EXERCISE DETAILS →
Look through the material below and count the lines with the string "TypeScript". Report only the count.

RECORDED INFORMATION →

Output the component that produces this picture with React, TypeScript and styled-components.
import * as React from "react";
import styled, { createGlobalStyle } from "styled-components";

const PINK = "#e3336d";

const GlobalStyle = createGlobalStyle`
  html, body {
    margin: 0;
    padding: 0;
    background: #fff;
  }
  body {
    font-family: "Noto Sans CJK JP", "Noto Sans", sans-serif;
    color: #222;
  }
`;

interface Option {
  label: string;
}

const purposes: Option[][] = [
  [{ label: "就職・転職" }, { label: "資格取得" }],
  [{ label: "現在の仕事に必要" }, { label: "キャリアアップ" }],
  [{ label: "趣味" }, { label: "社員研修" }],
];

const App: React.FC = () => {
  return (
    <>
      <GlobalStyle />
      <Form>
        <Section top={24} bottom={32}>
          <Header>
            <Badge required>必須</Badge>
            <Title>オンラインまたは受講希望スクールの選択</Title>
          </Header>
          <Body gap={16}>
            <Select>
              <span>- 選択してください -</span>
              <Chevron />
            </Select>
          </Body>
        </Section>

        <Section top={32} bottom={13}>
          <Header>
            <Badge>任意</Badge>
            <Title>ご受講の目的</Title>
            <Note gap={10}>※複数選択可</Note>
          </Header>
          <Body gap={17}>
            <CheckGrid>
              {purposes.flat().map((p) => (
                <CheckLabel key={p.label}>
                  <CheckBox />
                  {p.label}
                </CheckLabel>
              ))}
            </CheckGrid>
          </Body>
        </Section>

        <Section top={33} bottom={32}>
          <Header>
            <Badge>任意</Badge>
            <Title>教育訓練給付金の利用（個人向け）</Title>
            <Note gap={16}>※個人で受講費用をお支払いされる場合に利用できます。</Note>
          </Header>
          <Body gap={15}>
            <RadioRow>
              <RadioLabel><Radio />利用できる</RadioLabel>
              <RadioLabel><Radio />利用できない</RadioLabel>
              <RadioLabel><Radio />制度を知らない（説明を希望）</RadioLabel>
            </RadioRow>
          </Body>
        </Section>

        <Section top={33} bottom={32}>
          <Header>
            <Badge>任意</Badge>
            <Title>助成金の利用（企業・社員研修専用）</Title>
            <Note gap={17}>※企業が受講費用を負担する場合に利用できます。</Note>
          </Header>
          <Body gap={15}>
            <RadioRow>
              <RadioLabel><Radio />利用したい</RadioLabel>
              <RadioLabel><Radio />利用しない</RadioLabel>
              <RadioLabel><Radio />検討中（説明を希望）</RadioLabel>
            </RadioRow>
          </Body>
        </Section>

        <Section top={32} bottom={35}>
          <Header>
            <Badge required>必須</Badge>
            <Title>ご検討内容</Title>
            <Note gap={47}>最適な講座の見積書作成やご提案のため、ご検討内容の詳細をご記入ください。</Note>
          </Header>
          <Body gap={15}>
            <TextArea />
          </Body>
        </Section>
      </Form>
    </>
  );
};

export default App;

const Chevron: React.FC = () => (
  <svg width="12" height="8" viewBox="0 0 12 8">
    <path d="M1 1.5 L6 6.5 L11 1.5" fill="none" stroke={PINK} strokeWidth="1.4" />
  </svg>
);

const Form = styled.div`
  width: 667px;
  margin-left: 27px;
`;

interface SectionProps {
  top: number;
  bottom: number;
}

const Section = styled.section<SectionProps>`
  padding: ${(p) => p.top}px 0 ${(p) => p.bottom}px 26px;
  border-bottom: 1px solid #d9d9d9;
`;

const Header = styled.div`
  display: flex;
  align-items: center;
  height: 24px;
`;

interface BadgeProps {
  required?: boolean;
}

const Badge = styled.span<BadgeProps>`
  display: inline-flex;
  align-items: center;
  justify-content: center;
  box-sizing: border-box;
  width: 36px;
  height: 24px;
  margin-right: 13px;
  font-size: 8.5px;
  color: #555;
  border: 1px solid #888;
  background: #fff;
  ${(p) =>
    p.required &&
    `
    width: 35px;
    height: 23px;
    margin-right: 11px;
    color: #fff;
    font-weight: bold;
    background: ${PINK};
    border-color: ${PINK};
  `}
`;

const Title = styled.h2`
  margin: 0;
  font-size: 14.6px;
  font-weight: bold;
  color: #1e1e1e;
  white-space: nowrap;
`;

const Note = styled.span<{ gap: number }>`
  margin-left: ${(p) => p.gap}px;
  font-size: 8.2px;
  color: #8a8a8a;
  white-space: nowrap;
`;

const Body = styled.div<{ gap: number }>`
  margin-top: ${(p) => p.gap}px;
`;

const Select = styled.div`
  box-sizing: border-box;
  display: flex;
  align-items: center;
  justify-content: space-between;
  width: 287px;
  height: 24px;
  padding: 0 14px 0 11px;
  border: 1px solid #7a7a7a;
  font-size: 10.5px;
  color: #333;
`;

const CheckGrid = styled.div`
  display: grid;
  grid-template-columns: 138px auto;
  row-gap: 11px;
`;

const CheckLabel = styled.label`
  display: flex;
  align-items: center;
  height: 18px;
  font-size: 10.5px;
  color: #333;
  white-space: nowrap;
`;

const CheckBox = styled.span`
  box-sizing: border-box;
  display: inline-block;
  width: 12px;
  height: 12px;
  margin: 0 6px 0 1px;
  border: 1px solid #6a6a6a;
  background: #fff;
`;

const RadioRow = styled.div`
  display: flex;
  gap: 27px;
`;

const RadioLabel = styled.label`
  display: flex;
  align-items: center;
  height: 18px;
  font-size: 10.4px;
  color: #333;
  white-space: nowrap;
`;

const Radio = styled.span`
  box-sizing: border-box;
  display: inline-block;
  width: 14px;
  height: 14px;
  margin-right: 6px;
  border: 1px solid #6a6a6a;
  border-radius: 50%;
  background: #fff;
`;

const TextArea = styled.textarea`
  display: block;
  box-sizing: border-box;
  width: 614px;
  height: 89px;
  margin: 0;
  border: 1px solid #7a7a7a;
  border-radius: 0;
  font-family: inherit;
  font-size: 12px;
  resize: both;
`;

---

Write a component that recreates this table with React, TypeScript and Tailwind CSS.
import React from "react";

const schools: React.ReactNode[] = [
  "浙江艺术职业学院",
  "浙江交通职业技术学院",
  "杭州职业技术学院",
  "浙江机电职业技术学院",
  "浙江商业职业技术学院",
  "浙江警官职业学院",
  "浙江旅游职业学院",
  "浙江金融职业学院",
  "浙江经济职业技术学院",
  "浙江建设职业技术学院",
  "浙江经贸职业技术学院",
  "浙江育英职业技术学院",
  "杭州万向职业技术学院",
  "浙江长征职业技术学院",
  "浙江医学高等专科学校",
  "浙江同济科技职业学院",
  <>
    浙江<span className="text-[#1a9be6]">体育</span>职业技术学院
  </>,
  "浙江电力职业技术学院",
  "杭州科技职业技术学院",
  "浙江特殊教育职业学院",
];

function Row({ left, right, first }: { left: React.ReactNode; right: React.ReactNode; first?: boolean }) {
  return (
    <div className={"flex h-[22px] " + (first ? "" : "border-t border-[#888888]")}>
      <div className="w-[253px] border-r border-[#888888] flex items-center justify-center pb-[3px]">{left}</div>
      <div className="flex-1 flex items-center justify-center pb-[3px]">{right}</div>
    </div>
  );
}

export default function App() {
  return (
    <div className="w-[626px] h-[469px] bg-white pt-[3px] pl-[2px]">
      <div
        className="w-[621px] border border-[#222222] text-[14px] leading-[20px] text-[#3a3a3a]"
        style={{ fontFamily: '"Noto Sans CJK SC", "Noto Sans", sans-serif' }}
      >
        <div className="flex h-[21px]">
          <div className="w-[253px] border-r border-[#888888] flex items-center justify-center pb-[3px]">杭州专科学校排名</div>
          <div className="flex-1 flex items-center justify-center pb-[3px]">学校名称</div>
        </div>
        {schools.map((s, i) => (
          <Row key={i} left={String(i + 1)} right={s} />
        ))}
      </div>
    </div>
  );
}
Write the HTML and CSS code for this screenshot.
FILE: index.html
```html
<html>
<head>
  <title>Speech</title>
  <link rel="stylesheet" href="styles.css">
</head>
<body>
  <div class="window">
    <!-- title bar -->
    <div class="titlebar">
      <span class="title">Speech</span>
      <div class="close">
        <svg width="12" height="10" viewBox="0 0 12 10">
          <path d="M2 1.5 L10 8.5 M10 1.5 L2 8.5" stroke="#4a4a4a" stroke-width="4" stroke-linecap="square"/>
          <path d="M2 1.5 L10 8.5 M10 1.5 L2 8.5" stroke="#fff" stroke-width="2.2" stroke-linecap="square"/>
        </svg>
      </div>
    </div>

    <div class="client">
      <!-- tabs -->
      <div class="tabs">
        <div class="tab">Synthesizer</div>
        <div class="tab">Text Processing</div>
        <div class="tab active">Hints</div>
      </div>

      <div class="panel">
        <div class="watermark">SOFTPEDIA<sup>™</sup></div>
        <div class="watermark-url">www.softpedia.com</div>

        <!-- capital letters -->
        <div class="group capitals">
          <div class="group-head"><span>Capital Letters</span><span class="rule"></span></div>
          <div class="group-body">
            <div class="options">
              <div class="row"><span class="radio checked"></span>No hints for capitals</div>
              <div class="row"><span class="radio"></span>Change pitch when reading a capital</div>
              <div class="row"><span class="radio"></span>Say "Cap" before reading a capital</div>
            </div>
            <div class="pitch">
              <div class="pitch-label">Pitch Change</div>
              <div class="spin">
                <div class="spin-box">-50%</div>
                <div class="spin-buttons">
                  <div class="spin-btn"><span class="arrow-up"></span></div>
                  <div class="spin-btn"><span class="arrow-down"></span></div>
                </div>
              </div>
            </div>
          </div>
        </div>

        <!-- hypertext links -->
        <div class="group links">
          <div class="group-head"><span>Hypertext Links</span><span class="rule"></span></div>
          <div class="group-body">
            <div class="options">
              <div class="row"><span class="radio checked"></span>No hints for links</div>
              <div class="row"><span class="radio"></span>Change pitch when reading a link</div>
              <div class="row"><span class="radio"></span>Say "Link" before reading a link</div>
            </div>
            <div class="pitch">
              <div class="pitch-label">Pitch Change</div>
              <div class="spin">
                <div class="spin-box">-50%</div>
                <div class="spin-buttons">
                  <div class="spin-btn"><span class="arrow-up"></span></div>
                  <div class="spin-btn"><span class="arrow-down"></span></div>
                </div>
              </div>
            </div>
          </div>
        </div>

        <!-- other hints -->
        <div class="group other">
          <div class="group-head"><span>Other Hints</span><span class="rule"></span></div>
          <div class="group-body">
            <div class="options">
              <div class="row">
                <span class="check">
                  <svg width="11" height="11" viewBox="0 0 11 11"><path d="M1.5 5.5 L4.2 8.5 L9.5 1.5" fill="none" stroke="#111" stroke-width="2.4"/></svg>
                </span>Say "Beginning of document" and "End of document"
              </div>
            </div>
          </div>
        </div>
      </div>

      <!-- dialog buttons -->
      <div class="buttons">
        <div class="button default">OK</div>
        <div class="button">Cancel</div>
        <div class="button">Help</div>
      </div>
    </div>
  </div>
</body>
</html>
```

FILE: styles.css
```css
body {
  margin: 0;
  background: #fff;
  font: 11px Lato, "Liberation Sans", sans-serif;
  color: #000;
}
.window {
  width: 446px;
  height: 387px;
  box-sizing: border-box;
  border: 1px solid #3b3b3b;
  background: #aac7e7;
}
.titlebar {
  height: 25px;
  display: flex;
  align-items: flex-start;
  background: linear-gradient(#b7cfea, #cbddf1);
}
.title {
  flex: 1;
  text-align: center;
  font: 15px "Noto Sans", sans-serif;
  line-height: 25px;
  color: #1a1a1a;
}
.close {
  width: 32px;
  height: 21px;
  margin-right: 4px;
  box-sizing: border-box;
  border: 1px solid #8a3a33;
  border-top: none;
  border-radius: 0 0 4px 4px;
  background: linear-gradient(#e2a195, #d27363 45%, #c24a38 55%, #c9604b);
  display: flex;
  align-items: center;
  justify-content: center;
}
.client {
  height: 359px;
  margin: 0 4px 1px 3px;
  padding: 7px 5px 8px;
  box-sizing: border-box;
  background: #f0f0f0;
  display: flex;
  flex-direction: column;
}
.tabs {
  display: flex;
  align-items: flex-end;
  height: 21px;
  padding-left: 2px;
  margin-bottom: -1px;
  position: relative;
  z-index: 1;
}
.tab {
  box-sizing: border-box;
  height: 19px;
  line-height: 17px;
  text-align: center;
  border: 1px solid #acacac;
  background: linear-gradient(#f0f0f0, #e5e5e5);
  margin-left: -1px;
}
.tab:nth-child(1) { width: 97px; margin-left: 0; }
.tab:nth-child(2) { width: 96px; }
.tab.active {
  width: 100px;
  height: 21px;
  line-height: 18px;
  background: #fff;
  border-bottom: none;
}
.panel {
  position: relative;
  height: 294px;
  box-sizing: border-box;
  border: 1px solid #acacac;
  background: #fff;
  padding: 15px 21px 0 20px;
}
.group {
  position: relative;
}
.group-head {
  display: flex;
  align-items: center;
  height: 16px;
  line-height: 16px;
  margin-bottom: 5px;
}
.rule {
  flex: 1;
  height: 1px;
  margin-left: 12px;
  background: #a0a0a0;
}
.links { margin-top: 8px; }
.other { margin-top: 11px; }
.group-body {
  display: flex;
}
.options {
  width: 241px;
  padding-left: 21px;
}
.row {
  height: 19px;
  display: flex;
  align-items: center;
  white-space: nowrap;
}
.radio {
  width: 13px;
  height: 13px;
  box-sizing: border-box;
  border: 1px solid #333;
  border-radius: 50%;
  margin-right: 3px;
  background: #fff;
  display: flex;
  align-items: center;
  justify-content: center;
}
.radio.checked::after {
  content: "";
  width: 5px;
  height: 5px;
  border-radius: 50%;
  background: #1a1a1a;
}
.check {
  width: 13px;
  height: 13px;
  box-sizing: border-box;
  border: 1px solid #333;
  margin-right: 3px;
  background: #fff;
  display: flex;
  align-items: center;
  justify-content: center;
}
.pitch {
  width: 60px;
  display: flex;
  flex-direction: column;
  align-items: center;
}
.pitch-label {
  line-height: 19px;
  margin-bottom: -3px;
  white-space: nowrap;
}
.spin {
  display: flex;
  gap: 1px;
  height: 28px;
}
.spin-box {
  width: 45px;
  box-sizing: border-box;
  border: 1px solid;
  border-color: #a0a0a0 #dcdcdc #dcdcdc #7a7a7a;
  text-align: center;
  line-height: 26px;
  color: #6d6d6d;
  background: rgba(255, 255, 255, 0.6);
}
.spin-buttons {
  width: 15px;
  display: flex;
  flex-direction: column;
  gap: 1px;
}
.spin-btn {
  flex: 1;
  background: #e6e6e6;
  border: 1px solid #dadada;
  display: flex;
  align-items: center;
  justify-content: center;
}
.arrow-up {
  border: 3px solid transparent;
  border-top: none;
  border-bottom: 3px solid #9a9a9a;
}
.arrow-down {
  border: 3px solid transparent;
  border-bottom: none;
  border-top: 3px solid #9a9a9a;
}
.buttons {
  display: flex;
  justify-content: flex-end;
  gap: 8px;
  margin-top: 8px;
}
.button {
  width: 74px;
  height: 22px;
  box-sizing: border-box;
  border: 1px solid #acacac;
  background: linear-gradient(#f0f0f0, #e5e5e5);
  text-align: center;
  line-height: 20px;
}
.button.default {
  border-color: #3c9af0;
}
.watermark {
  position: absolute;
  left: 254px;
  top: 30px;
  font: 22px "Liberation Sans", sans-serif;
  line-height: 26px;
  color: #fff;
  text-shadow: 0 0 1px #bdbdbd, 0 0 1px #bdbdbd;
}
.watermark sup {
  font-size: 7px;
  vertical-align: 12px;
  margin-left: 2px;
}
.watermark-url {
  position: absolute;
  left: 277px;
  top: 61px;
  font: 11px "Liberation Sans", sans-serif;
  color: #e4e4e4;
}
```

SOLVED PROBLEM →
2